Мужественные выступления таких патриотов, как Сазонов, Кривошеин, Самарин, Игнатьев, А. Ф. Трепов (я перечисляю лишь некоторых из них), не были поддержаны в должной мере. Если бы вся сознательная часть народа объединилась вокруг них, они были бы в силах предотвратить надвигавшуюся опасность, не выходя из рамок законности. Но они не нашли поддержки, на которую были бы в праве рассчитывать; критика, интриги, соперничество лиц и партий помешали этому объединению, которое одно могло спасти положение. Если бы это единение осуществилось, оно представило бы такую силу, которая парализовала бы пагубное влияние Распутина и его сторонников. К несчастию люди, понявшие это, были исключением; большинство осталось безучастным в этой неблагодарной борьбе и, устранившись, предоставило поле действий авантюристам и интриганам. Никто не захотел облегчить работу тех, которые, сознавая опасность, пытались спасти Государя наперекор ему самому и поддержать до конца войны пошатнувшийся государственный строй. Государь сначала было согласился на просьбу Трепова, но потом, под влиянием Государыни, изменил свое решение и оставался в нерешительности, мучимый колебаниями перед решением, которое надлежало принять. Он так часто бывал обманут, что уже не знал кому довериться. Он чувствовал себя одиноким, всеми покинутым. С тех пор, как он принял на себя Верховное командование, он без счета тратил свои силы. Но задача, которая выпала на его долю, была слишком тяжела, она превышала его силы. Он сам это чувствовал. Эго и было причиной его слабости по отношению к Государыне. Поэтому он в конце концов стал все более и более подчиняться ее влиянию. Однако многие решения, принятые им в 1915 году, и его посещение Думы в феврале 1916 года — указывают, что в это время он умел еще не поддаваться ей, когда бывал уверен, что действует на благо родины. Он окончательно перестал бороться с ее влиянием лишь осенью 1916 года, когда, изнемогая под бременем сана Императора и Главнокомандующего, он в своем все возрастающем одиночестве уже перестал отдавать себе отчет в том, какие надо принять меры, чтобы выйти из положения, ухудшавшегося со дня на день. Если бы в это время умеренные партии поддержали его, кто знает, не нашел ли бы он в себе энергию для дальнейшей борьбы?

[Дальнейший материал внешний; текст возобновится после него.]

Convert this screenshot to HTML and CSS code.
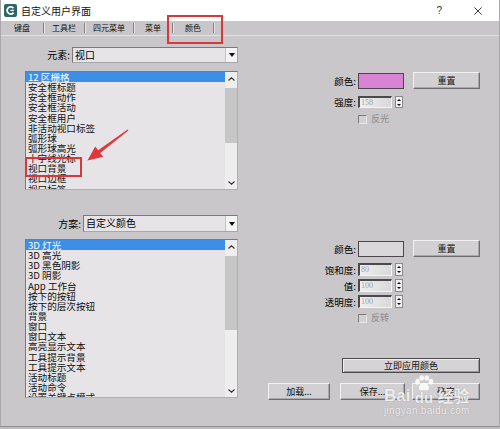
FILE: index.html
```html
<!DOCTYPE html>
<html lang="zh">
<head>
<meta charset="utf-8">
<link rel="stylesheet" href="styles.css">
</head>
<body>
<div class="window">
  <div class="titlebar">
    <svg class="app-icon" viewBox="0 0 13 13"><rect x="0" y="0" width="13" height="13" rx="2" fill="#2c6764"/><path d="M9.5 4.2 A3.6 3.6 0 1 0 9.6 8.6" fill="none" stroke="#fff" stroke-width="1.8"/><path d="M6.4 6.4 H9.8" stroke="#fff" stroke-width="1.4"/></svg>
    <span class="title">自定义用户界面</span>
    <span class="help">?</span>
    <svg class="close" viewBox="0 0 9 9"><path d="M0.5 0.5 L8.5 8.5 M8.5 0.5 L0.5 8.5" stroke="#222" stroke-width="1"/></svg>
  </div>
  <div class="tabs">
    <span class="tab">键盘</span><i class="sep"></i>
    <span class="tab">工具栏</span><i class="sep"></i>
    <span class="tab">四元菜单</span><i class="sep"></i>
    <span class="tab">菜单</span><i class="sep"></i>
    <span class="tab">颜色</span><i class="sep"></i>
  </div>

  <section class="group g1">
    <div class="left">
      <div class="field">
        <label>元素:</label>
        <div class="select w1"><span class="val">视口</span><span class="arrow"></span></div>
      </div>
      <div class="listbox l1">
        <ul class="items">
          <li class="sel">12 区栅格</li>
          <li>安全框标题</li>
          <li>安全框动作</li>
          <li>安全框活动</li>
          <li>安全框用户</li>
          <li>非活动视口标签</li>
          <li>弧形球</li>
          <li>弧形球高光</li>
          <li>十字线光标</li>
          <li>视口背景</li>
          <li>视口边框</li>
          <li>视口标签</li>
        </ul>
        <div class="scrollbar">
          <span class="sb-btn"><svg viewBox="0 0 7 4"><path d="M0.5 3.5 L3.5 0.8 L6.5 3.5" fill="none" stroke="#333" stroke-width="1.1"/></svg></span>
          <span class="thumb"></span>
          <span class="sb-fill"></span>
          <span class="sb-btn"><svg viewBox="0 0 7 4"><path d="M0.5 0.5 L3.5 3.2 L6.5 0.5" fill="none" stroke="#333" stroke-width="1.1"/></svg></span>
        </div>
      </div>
    </div>
    <div class="right">
      <div class="row r-color">
        <label>颜色:</label>
        <span class="swatch pink"></span>
        <span class="btn reset">重置</span>
      </div>
      <div class="row r-spin first">
        <label>强度:</label>
        <span class="spin-input">158</span>
        <span class="spin"><i class="up"></i><i class="down"></i></span>
      </div>
      <div class="row r-check">
        <span class="checkbox"></span><span class="check-label">反光</span>
      </div>
    </div>
  </section>

  <section class="group g2">
    <div class="left">
      <div class="field f2">
        <label>方案:</label>
        <div class="select w2"><span class="val">自定义颜色</span><span class="arrow"></span></div>
      </div>
      <div class="listbox l2">
        <ul class="items">
          <li class="sel">3D 灯光</li>
          <li>3D 高光</li>
          <li>3D 黑色阴影</li>
          <li>3D 阴影</li>
          <li>App 工作台</li>
          <li>按下的按钮</li>
          <li>按下的层次按钮</li>
          <li>背景</li>
          <li>窗口</li>
          <li>窗口文本</li>
          <li>高亮显示文本</li>
          <li>工具提示背景</li>
          <li>工具提示文本</li>
          <li>活动标题</li>
          <li>活动命令</li>
          <li>设置关键点模式</li>
        </ul>
        <div class="scrollbar">
          <span class="sb-btn"><svg viewBox="0 0 7 4"><path d="M0.5 3.5 L3.5 0.8 L6.5 3.5" fill="none" stroke="#333" stroke-width="1.1"/></svg></span>
          <span class="thumb"></span>
          <span class="sb-fill"></span>
          <span class="sb-btn"><svg viewBox="0 0 7 4"><path d="M0.5 0.5 L3.5 3.2 L6.5 0.5" fill="none" stroke="#333" stroke-width="1.1"/></svg></span>
        </div>
      </div>
    </div>
    <div class="right">
      <div class="row r-color">
        <label>颜色:</label>
        <span class="swatch grey"></span>
        <span class="btn reset">重置</span>
      </div>
      <div class="row r-spin first2">
        <label>饱和度:</label>
        <span class="spin-input">80</span>
        <span class="spin"><i class="up"></i><i class="down"></i></span>
      </div>
      <div class="row r-spin next">
        <label>值:</label>
        <span class="spin-input">100</span>
        <span class="spin"><i class="up"></i><i class="down"></i></span>
      </div>
      <div class="row r-spin next">
        <label>透明度:</label>
        <span class="spin-input">100</span>
        <span class="spin"><i class="up"></i><i class="down"></i></span>
      </div>
      <div class="row r-check c2">
        <span class="checkbox"></span><span class="check-label">反转</span>
      </div>
      <div class="row apply-row">
        <span class="btn apply">立即应用颜色</span>
      </div>
      <div class="row bottom-row">
        <span class="btn b-load">加载...</span>
        <span class="btn b-save">保存...</span>
        <span class="btn b-ok">确定</span>
      </div>
    </div>
  </section>

  <div class="mark mark-tab"></div>
  <div class="mark mark-item"></div>
  <svg class="red-arrow" viewBox="0 0 55 40"><polygon points="46.6,4.5 47.4,5.5 19.2,27.9 22.2,31.8 6.5,35.5 14.2,21.4 17.2,25.3" fill="#e0373c"/></svg>

  <div class="watermark">
    <div class="wm-top">
      <span class="wm-bai">Bai</span>
      <span class="wm-du">
        <svg class="paw" viewBox="0 0 24 18"><ellipse cx="5" cy="7" rx="2.6" ry="3.2" fill="#fff"/><ellipse cx="9.5" cy="3" rx="2.6" ry="3" fill="#fff"/><ellipse cx="15" cy="3" rx="2.6" ry="3" fill="#fff"/><ellipse cx="19.5" cy="7" rx="2.6" ry="3.2" fill="#fff"/><path d="M12 8 C8 8 5.5 13 7 15.5 C8.5 17.5 10.5 16 12 16 C13.5 16 15.5 17.5 17 15.5 C18.5 13 16 8 12 8 Z" fill="#fff"/></svg>
        <span class="du">du</span>
      </span>
      <span class="wm-jy">经验</span>
    </div>
    <div class="wm-url">jingyan.baidu.com</div>
  </div>
</div>
</body>
</html>
```
FILE: styles.css
```css
* { box-sizing: border-box; margin: 0; padding: 0; }
html, body { width: 500px; height: 429px; overflow: hidden; }
body {
  font-family: "Noto Sans CJK SC", "Noto Sans", sans-serif;
  font-size: 10px;
  color: #000;
  background: #bebcbe;
}
.window {
  position: relative;
  width: 500px;
  height: 427px;
  background: #c9c7c9;
  border-left: 1px solid #a9a7a9;
  border-right: 1px solid #a9a7a9;
  border-bottom: 1px solid #8f8d8f;
}

/* title bar */
.titlebar {
  height: 21px;
  background: #fff;
  display: flex;
  align-items: center;
}
.app-icon { width: 13px; height: 13px; margin-left: 3px; }
.title { margin-left: 4px; font-size: 10px; line-height: 21px; color: #111; }
.help { margin-left: auto; font-family: "Liberation Sans", sans-serif; font-size: 10px; color: #333; }
.close { width: 8px; height: 8px; margin-left: 32px; margin-right: 17px; }

/* tabs */
.tabs {
  height: 15px;
  display: grid;
  grid-template-columns: 42px 1px 40px 1px 48px 1px 38px 1px 40px 1px;
  align-items: center;
  font-size: 8px;
  border-bottom: 1px solid #e2e0e2;
  background: #c8c6c8;
}
.tab { text-align: center; line-height: 14px; color: #111; }
.sep { display: block; width: 1px; height: 10px; background: #858385; box-shadow: 1px 0 0 #e6e4e6; }

/* groups */
.group {
  display: grid;
  grid-template-columns: 213px 260px;
  padding-left: 24px;
  align-items: start;
}
.g1 { margin-top: 11px; }
.g2 { margin-top: 25px; }

.field { display: flex; justify-content: flex-end; align-items: center; height: 16px; }
.f2 { height: 17px; }
.field label { margin-right: 2px; line-height: 16px; }

.select {
  display: flex;
  height: 16px;
  background: #e6e4e6;
  border: 1px solid #7a787a;
  border-right-color: #a8a6a8;
  border-bottom-color: #a8a6a8;
}
.select.w1 { width: 166px; }
.select.w2 { width: 155px; height: 17px; }
.select .val { flex: 1; padding-left: 2px; line-height: 14px; }
.select .arrow {
  width: 12px;
  background: #f4f4f4;
  border-left: 1px solid #c4c2c4;
  display: flex;
  align-items: center;
  justify-content: center;
}
.select .arrow::after {
  content: "";
  border-left: 3px solid transparent;
  border-right: 3px solid transparent;
  border-top: 4px solid #111;
}

.listbox {
  display: flex;
  background: #e6e4e6;
  border: 1px solid #7a787a;
  border-right-color: #b0aeb0;
  border-bottom-color: #b0aeb0;
}
.l1 { margin-top: 8px; height: 119px; }
.l2 { margin-top: 7px; height: 159px; }
.items {
  flex: 1;
  list-style: none;
  overflow: hidden;
  line-height: 10.15px;
  font-size: 9.6px;
}
.items li { height: 10.15px; padding-left: 2px; white-space: nowrap; color: #111; }
.items li.sel { background: #3c8ee6; color: #fff; }
.scrollbar {
  width: 12px;
  display: flex;
  flex-direction: column;
  background: #efeeef;
}
.sb-btn { height: 13px; display: flex; align-items: center; justify-content: center; }
.sb-btn svg { width: 7px; height: 4px; }
.thumb { margin-top: 3px; background: #c7c6c7; }
.l1 .thumb { height: 55px; }
.l2 .thumb { height: 74px; }
.sb-fill { flex: 1; }

/* right column */
.right { display: flex; flex-direction: column; padding-top: 25px; }
.row { display: flex; align-items: center; }
.row label { width: 118px; text-align: right; margin-right: 2px; line-height: 12px; font-size: 9.5px; }
.r-color { height: 17px; }
.swatch { width: 46px; height: 16px; border: 1px solid #4a484a; }
.swatch.pink { background: #d883d4; }
.swatch.grey { background: #d9d7d9; }

.btn {
  display: flex;
  align-items: center;
  justify-content: center;
  background: #d2d0d2;
  border: 1px solid;
  border-color: #f2f2f2 #6e6c6e #6e6c6e #f2f2f2;
  box-shadow: inset -1px -1px 0 #a9a7a9;
  font-size: 9px;
  color: #111;
}
.reset { width: 67px; height: 17px; margin-left: 9px; }

.r-spin { height: 13px; }
.first { margin-top: 7px; height: 12px; }
.first2 { margin-top: 6px; }
.next { margin-top: 3px; }
.spin-input {
  width: 34px;
  height: 100%;
  background: linear-gradient(to right, #f0eff0, #d9d8d9);
  border-top: 2px solid #4b494b;
  border-left: 2px solid #4b494b;
  border-right: 1px solid #f4f4f4;
  border-bottom: 1px solid #f4f4f4;
  font-family: "Liberation Serif", serif;
  font-size: 8px;
  line-height: 9px;
  color: #a2a0a2;
  padding-left: 1px;
}
.spin {
  width: 8px;
  height: 100%;
  margin-left: 3px;
  background: #efefef;
  border: 1px solid #8c8a8c;
  display: flex;
  flex-direction: column;
  align-items: center;
  justify-content: space-around;
}
.spin .up { border-left: 2px solid transparent; border-right: 2px solid transparent; border-bottom: 2px solid #111; }
.spin .down { border-left: 2px solid transparent; border-right: 2px solid transparent; border-top: 2px solid #111; }

.r-check { height: 10px; margin-top: 6px; }
.c2 { margin-top: 5px; }
.checkbox {
  width: 9px;
  height: 9px;
  margin-left: 120px;
  background: #d2d0d2;
  border: 1px solid;
  border-color: #7d7b7d #e8e8e8 #e8e8e8 #7d7b7d;
}
.check-label { margin-left: 4px; font-size: 9px; color: #8c8a8c; line-height: 10px; }

.apply-row { margin-top: 35px; }
.apply {
  width: 138px;
  height: 15px;
  margin-left: 104px;
  border: 1px solid #4d4b4d;
  box-shadow: inset 1px 1px 0 #f0f0f0, inset -1px -1px 0 #9a989a;
  background: #d5d3d5;
}
.bottom-row { margin-top: 10px; }
.bottom-row .btn { height: 17px; }
.b-load { width: 62px; margin-left: 30px; }
.b-save { width: 65px; margin-left: 10px; }
.b-ok { width: 68px; margin-left: 7px; }

/* annotations */
.mark { position: absolute; border: 2px solid #da363b; }
.mark-tab { left: 166px; top: 15px; width: 56px; height: 29px; }
.mark-item { left: 24px; top: 157px; width: 57px; height: 20px; }
.red-arrow { position: absolute; left: 80px; top: 125px; width: 55px; height: 40px; }

/* watermark */
.watermark {
  position: absolute;
  left: 383px;
  top: 374px;
  color: rgba(255, 255, 255, 0.85);
  text-shadow: 0 0 1px rgba(90, 90, 90, 0.5);
}
.wm-top { display: flex; align-items: flex-end; height: 30px; }
.wm-bai { font-family: "Liberation Sans", sans-serif; font-weight: bold; font-size: 17px; line-height: 17px; }
.wm-du { display: flex; flex-direction: column; align-items: center; width: 25px; margin-left: 1px; }
.paw { width: 22px; height: 17px; opacity: 0.85; }
.du { font-family: "Liberation Sans", sans-serif; font-weight: bold; font-size: 15px; line-height: 13px; margin-top: -1px; }
.wm-jy { font-size: 16px; line-height: 18px; margin-left: 1px; font-weight: bold; }
.wm-url { font-family: "Liberation Sans", sans-serif; font-size: 10px; line-height: 12px; margin-top: 1px; letter-spacing: 0.3px; }
```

Что касается Государыни, то она, благодаря своему доверию к Распутину, была убеждена, что Протопопов — тот именно человек, который может спасти Россию. Его удержали у власти. И Трепов, видя свое бессилие, вкоре не замедлил выйти в отставку.
Мы вернулись в Царское Село 8 декабря. Положение с каждым днемь становилось все более напряженным. Распутин, чувствуя накопляющуюся вокруг него ненависть, не смел больше выходить из своей маленькой петроградской квартиры. Негодование достигло высших пределов, страна ждала своего избавления и страстно желала, чтобы кто-нибудь освободил ее от человека, которого она считала злым гением России. Но Распутина хорошо охраняли. Днем и ночью его дом стерегла царская полиция; его оберегали и революцюнеры, понимавшие, что он работает на них.
Я не думаю, чтобы Распутин был, в полном смысле слова, агентом на содержании у Германии, но он был, конечно, страшным орудием в руках немецкой главной квартиры. Последняя была весьма заинтересована в сохранении жизни столь ценного пособника и окружила его шпионами, которые в то же время были его телохранителями. Немцы нашли в нем замечательно действительное средство, чтобы опорочить Двор, и они широко его использовали.